Same for the dealership staff employed to sell Opels that are no longer going to be sold. Some of them probably left decent paying jobs elsewhere to take up the challenge of building a new brand, one with a solid history within a global corporate giant. Oops.
Taking a wider view, however, and considering the rather large amounts of government assistance that Holden are both in receipt of and anticipating in the future, spare a thought for Holden’s vehicle assembly staff in South Australia.
The company wants a whole lot of government money in one hand. It’s putting its employees in the other hand – and squeezing.
A new employment deal being offered to workers includes a 3-year wage freeze, reduced leave (at a time Holden tells you is OK), reduced breaks through the day, regular drug testing, short notice for what is effectively compulsory overtime if needed and the threat of termination for a vaguely worded ‘inefficiency’.

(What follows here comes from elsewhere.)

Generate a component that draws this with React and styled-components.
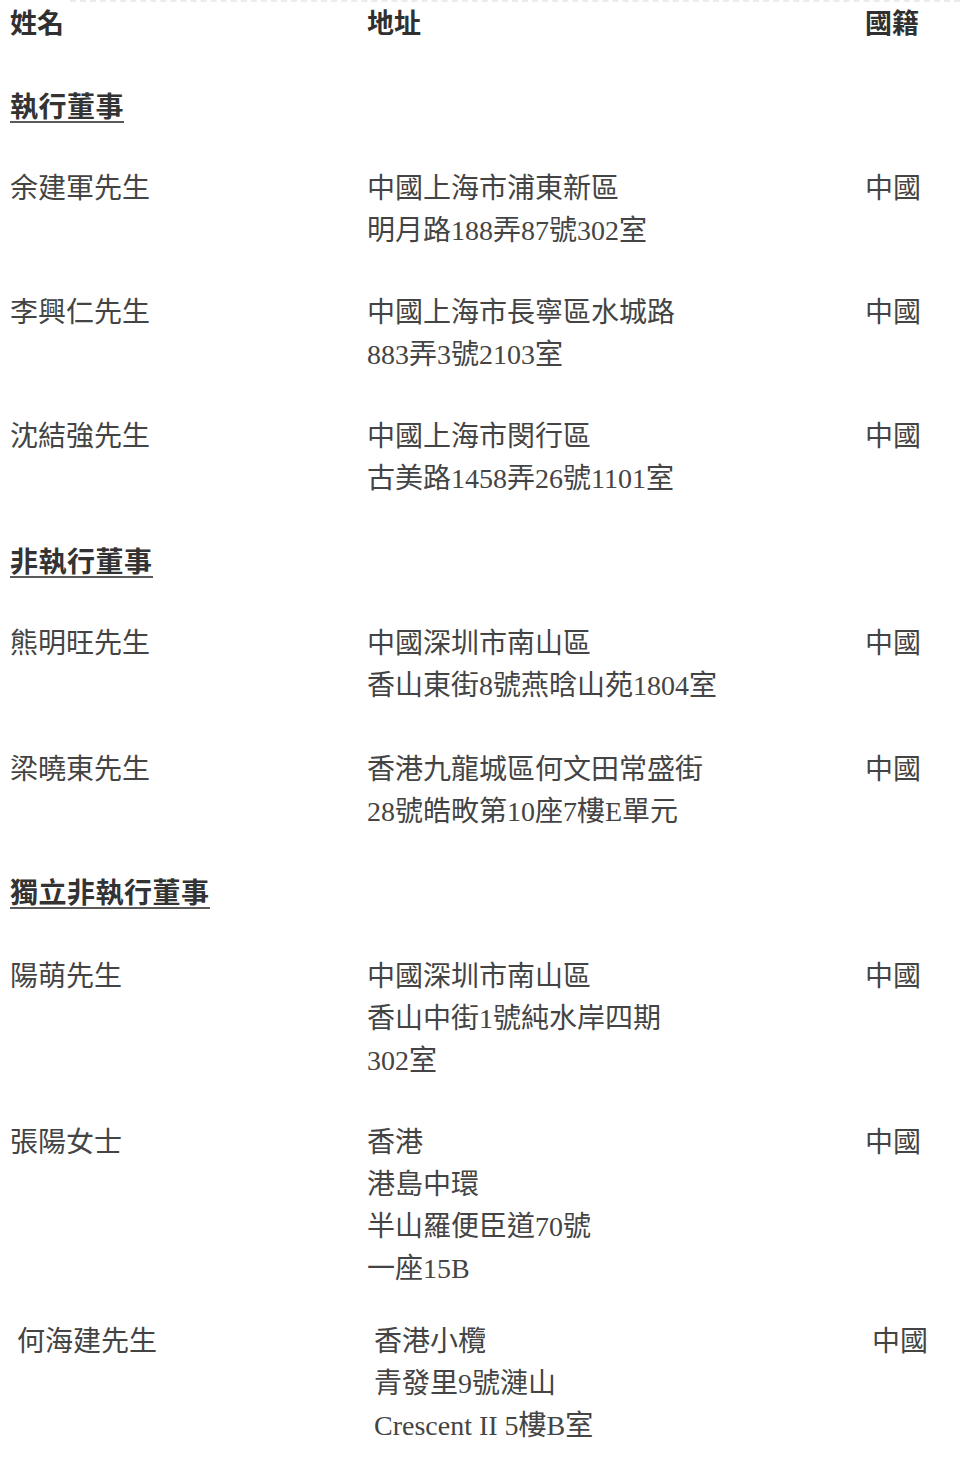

Some of these are fair enough. I wouldn’t like my car to be built by a guy with a massive case of the munchies. But if I were a Holden employee, sick already from an axe hanging over my head, this new deal wouldn’t have me doing cartwheels or star-jumps.
Given that Holden’s likely to cut and run from assembly in Australia in the next few years anyway, I’d advise Holden workers to hit the halls at their local TAFE (training institution, for you non-Aussies) sooner rather than later.

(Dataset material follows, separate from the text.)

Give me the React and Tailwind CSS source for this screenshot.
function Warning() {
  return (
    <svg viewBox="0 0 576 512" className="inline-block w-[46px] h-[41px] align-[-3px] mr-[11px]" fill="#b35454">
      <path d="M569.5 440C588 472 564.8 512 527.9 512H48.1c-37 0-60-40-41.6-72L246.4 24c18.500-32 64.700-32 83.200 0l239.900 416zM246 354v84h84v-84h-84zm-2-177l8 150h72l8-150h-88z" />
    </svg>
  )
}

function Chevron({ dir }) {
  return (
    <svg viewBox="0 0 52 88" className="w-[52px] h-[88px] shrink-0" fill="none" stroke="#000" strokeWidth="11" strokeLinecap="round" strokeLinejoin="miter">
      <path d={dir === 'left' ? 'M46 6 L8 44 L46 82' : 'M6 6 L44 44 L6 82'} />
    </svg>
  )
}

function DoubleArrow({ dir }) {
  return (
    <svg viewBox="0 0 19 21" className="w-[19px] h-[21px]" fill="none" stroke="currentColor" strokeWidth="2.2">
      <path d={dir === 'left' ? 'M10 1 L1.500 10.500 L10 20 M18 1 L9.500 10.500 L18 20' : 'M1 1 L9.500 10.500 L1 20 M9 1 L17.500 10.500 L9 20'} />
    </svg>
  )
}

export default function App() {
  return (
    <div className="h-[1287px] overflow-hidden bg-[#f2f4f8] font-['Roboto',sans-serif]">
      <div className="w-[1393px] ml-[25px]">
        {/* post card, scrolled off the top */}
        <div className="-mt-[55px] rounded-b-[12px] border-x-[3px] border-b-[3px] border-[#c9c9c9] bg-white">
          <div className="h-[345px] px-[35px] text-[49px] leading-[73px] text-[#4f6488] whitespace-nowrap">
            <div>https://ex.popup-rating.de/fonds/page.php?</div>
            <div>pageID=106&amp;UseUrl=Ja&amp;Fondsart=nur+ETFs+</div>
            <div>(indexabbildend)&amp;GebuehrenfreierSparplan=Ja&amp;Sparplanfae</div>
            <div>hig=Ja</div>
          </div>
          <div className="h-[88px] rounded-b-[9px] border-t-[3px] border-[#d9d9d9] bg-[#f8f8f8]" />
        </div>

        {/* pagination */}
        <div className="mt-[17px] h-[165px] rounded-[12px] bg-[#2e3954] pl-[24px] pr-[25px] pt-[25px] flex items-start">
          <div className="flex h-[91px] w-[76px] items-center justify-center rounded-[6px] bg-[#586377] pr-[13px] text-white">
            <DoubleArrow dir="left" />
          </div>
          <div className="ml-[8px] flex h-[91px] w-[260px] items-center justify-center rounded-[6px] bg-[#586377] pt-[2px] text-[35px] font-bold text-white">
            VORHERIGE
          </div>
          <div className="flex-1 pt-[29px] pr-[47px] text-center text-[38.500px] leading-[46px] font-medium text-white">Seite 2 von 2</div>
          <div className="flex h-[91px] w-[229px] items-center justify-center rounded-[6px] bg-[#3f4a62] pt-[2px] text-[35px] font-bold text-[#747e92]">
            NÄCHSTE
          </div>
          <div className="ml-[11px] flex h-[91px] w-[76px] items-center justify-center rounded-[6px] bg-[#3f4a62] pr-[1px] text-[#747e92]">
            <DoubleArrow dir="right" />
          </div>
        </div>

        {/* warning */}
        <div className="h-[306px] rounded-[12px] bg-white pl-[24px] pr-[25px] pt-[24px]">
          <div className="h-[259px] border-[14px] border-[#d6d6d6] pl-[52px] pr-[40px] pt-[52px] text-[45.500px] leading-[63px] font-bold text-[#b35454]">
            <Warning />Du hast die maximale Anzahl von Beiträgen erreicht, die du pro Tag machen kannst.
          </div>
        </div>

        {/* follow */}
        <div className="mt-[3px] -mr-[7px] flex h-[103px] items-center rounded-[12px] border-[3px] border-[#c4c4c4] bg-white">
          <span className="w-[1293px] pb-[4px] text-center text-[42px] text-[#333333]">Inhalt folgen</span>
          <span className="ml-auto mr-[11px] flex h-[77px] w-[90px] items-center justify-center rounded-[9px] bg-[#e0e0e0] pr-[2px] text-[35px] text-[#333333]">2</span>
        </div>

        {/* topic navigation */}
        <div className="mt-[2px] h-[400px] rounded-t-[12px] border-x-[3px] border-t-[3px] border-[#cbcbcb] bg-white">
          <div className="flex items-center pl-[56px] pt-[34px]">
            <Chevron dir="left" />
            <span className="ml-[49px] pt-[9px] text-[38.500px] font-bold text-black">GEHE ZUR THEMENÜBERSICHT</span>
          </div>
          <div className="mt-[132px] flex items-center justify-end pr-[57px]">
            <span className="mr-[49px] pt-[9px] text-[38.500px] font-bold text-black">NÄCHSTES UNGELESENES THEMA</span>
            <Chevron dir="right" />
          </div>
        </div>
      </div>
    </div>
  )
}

It’s your money, Americans
The numbers we’re talking about in the Australian context are peanuts compared to the taxpayer funded bailout that GM received from the US government back in 2009. But still, this is GM we’re talking about and what we see here is careless planning and reckless behaviour from a bailed out company in a market that’s probably not going to be on the American radar.

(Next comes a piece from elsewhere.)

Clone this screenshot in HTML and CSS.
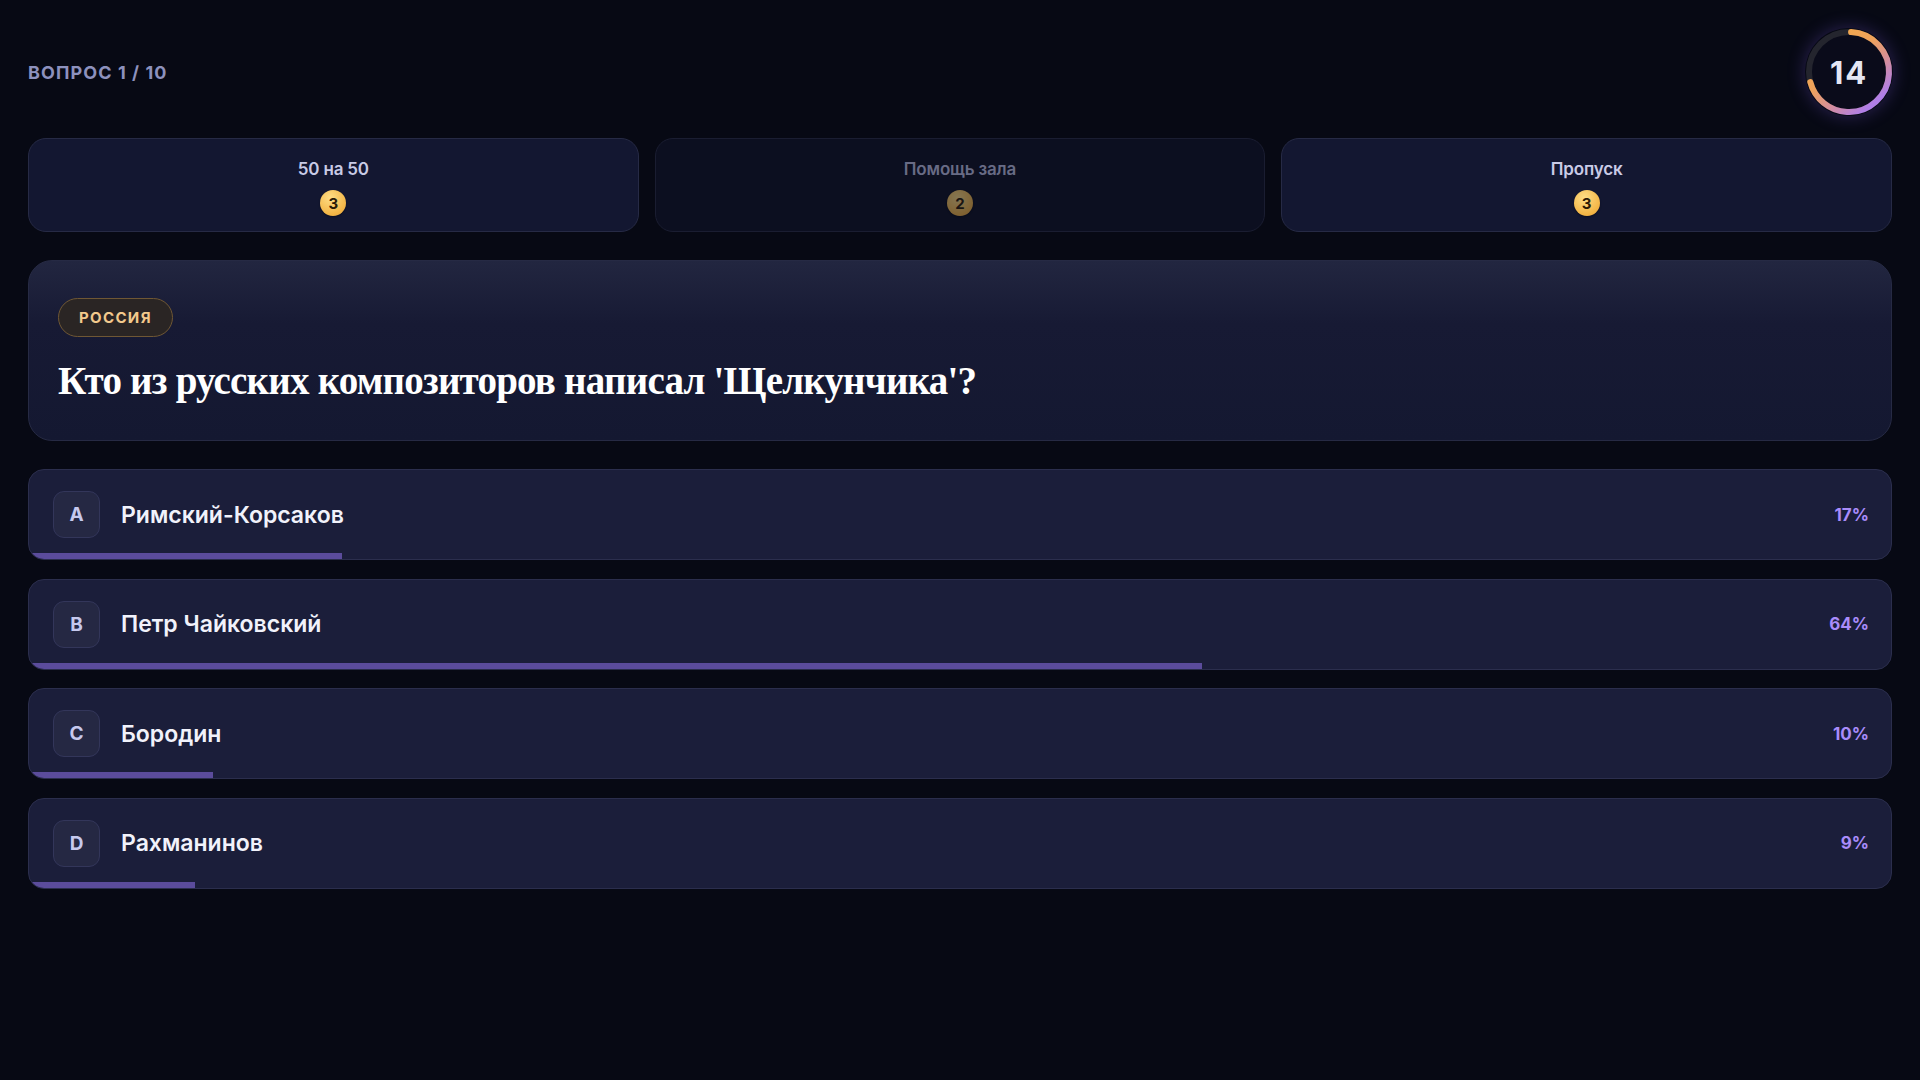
FILE: index.html
```html
<!DOCTYPE html>
<html lang="ru">
<head>
<meta charset="utf-8">
<title>Викторина</title>
<link rel="stylesheet" href="styles.css">
</head>
<body>
<main class="page">
  <header class="top">
    <div class="counter">Вопрос 1 / 10</div>
    <div class="timer">
      <svg class="timer-ring" viewBox="0 0 88 88" width="88" height="88">
        <defs>
          <linearGradient id="ringGrad" x1="0.9" y1="0.15" x2="0.15" y2="0.85">
            <stop offset="0" stop-color="#f4aa4a"/>
            <stop offset="0.4" stop-color="#eea25c"/>
            <stop offset="0.7" stop-color="#d58e9c"/>
            <stop offset="1" stop-color="#b07ee8"/>
          </linearGradient>
        </defs>
        <circle cx="44" cy="44" r="40" fill="#0a0b1a" stroke="#24252e" stroke-width="6"/>
        <circle cx="44" cy="44" r="40" fill="none" stroke="url(#ringGrad)" stroke-width="6"
                stroke-linecap="round" stroke-dasharray="175.9 251.3" transform="rotate(-87 44 44)"/>
      </svg>
      <span class="timer-value">14</span>
    </div>
  </header>

  <section class="lifelines">
    <button class="lifeline">
      <span class="lifeline-name">50 на 50</span>
      <span class="coin">3</span>
    </button>
    <button class="lifeline is-used">
      <span class="lifeline-name">Помощь зала</span>
      <span class="coin">2</span>
    </button>
    <button class="lifeline">
      <span class="lifeline-name">Пропуск</span>
      <span class="coin">3</span>
    </button>
  </section>

  <section class="question-card">
    <span class="tag">Россия</span>
    <h1 class="question">Кто из русских композиторов написал 'Щелкунчика'?</h1>
  </section>

  <section class="answers">
    <div class="answer">
      <span class="letter">A</span>
      <span class="answer-text">Римский-Корсаков</span>
      <span class="pct">17%</span>
      <span class="bar" style="width: 16.8%"></span>
    </div>
    <div class="answer">
      <span class="letter">B</span>
      <span class="answer-text">Петр Чайковский</span>
      <span class="pct">64%</span>
      <span class="bar" style="width: 63%"></span>
    </div>
    <div class="answer">
      <span class="letter">C</span>
      <span class="answer-text">Бородин</span>
      <span class="pct">10%</span>
      <span class="bar" style="width: 9.9%"></span>
    </div>
    <div class="answer">
      <span class="letter">D</span>
      <span class="answer-text">Рахманинов</span>
      <span class="pct">9%</span>
      <span class="bar" style="width: 8.9%"></span>
    </div>
  </section>
</main>
</body>
</html>
```

FILE: styles.css
```css
* {
  box-sizing: border-box;
}

html, body {
  margin: 0;
  padding: 0;
  background: #070914;
  min-height: 100vh;
}

body {
  font-family: Inter, "Noto Sans", "Liberation Sans", sans-serif;
  color: #e8e9f6;
}

.page {
  padding: 0 28px;
}

/* header: question counter + countdown ring */
.top {
  display: flex;
  align-items: center;
  justify-content: space-between;
  padding-top: 28px;
  margin-bottom: 22px;
}

.counter {
  font-size: 18px;
  font-weight: 700;
  letter-spacing: 0.06em;
  text-transform: uppercase;
  color: #8d91bd;
}

.timer {
  position: relative;
  width: 88px;
  height: 88px;
  margin-right: -1px;
  border-radius: 50%;
  box-shadow: 0 0 18px rgba(140, 100, 255, 0.28);
}

.timer-ring {
  display: block;
}

.timer-value {
  position: absolute;
  inset: 0;
  display: flex;
  align-items: center;
  justify-content: center;
  font-size: 31px;
  font-weight: 700;
  letter-spacing: 0.06em;
  color: #e4e6f4;
}

/* lifelines row */
.lifelines {
  display: grid;
  grid-template-columns: repeat(3, 1fr);
  gap: 16px;
}

.lifeline {
  display: flex;
  flex-direction: column;
  align-items: center;
  gap: 10px;
  height: 94px;
  padding: 19px 0 0;
  background: #131731;
  border: 1px solid #262a45;
  border-radius: 18px;
  font-family: inherit;
  cursor: pointer;
}

.lifeline-name {
  font-size: 17px;
  line-height: 22px;
  font-weight: 600;
  color: #c9cbe6;
  letter-spacing: -0.01em;
}

.coin {
  display: flex;
  align-items: center;
  justify-content: center;
  width: 26px;
  height: 26px;
  border-radius: 50%;
  background: radial-gradient(circle at 40% 30%, #fedd86, #f3b545 70%, #e2a03a);
  color: #2a1a06;
  font-size: 15px;
  font-weight: 700;
  box-shadow: 0 1px 2px rgba(0, 0, 0, 0.4);
}

.lifeline.is-used {
  background: #0c0f20;
  border-color: #1a1d31;
}

.lifeline.is-used .lifeline-name {
  color: #686b85;
}

.lifeline.is-used .coin {
  opacity: 0.5;
}

/* question card */
.question-card {
  margin-top: 28px;
  height: 181px;
  padding: 37px 29px 0;
  border-radius: 24px;
  border: 1px solid #262a44;
  background: linear-gradient(180deg, #222640 0%, #171a34 35%, #141831 100%);
}

.tag {
  display: inline-flex;
  align-items: center;
  height: 39px;
  padding: 0 20px;
  border-radius: 999px;
  border: 1.5px solid #6f5734;
  background: #2a2524;
  color: #f2c98c;
  font-size: 15px;
  font-weight: 700;
  letter-spacing: 0.09em;
  text-transform: uppercase;
}

.question {
  margin: 21px 0 0;
  font-family: "Liberation Serif", "DejaVu Serif", serif;
  font-size: 39px;
  line-height: 46px;
  font-weight: 700;
  letter-spacing: -0.02em;
  color: #ffffff;
}

/* answer rows */
.answers {
  display: flex;
  flex-direction: column;
  gap: 18.5px;
  margin-top: 28px;
}

.answer {
  position: relative;
  display: flex;
  align-items: center;
  height: 91px;
  padding: 0 22px 0 24px;
  background: #1b1e3a;
  border: 1px solid #2b2e4d;
  border-radius: 16px;
  overflow: hidden;
}

.letter {
  display: flex;
  align-items: center;
  justify-content: center;
  width: 47px;
  height: 47px;
  border-radius: 11px;
  background: #252843;
  border: 1px solid #33365a;
  color: #c6c9ee;
  font-size: 19px;
  font-weight: 700;
}

.answer-text {
  margin-left: 21px;
  font-size: 23px;
  font-weight: 600;
  color: #f1f2fb;
}

.pct {
  margin-left: auto;
  font-size: 17px;
  font-weight: 700;
  color: #a98cfa;
}

/* vote share strip along the bottom edge of a row */
.bar {
  position: absolute;
  left: 0;
  bottom: 0;
  height: 6px;
  background: #5b4c9c;
}
```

My American friends – this is what your too-big-to-fail company is doing outside your borders. This is how they’re managing their business, reorganised and propped up for more than a few years by your money. Opel is a German unit of General Motors and they money they’ve spent on production for Australia, dealerships in Australia, marketing in Australia and even sporting sponsorships in Australia, will be booked back to Germany. But it’s still all part of the big GM family.
You can make of that what you will.
I like the fact that we’ve got a car manufacturing industry here in Australia. I like the fact that for the last however-many years, we’ve had a selection of Australian cars that were designed for Australian conditions. I like the fact that the industry drives innovation and creates jobs. I don’t want the industry to go.
At some point, however, you’ve got to wonder when the companies involved will develop and manufacture viable vehicles. GM got itself into a deathwatch position at the turn of the century because it was addicted to manufacturing vehicles that people were buying in reduced numbers. They completely missed the move to smaller, more fuel-efficient cars and they nearly died as a company because of it. It’s killing the Australian industry, too, because buyers moved to small SUV’s or compact cars a long time ago and GM/Ford have insisted on building large sedans right through that move.
I know it’s not easy or cheap to change, but it sure beats the unending losses that lead to closures. Holden seem to be very adept at hoovering the wallets of the Australian government but the whole mess with Opel makes me wonder about the wisdom of propping up a company that’s run at a global level by a bunch of inebriated man-clowns.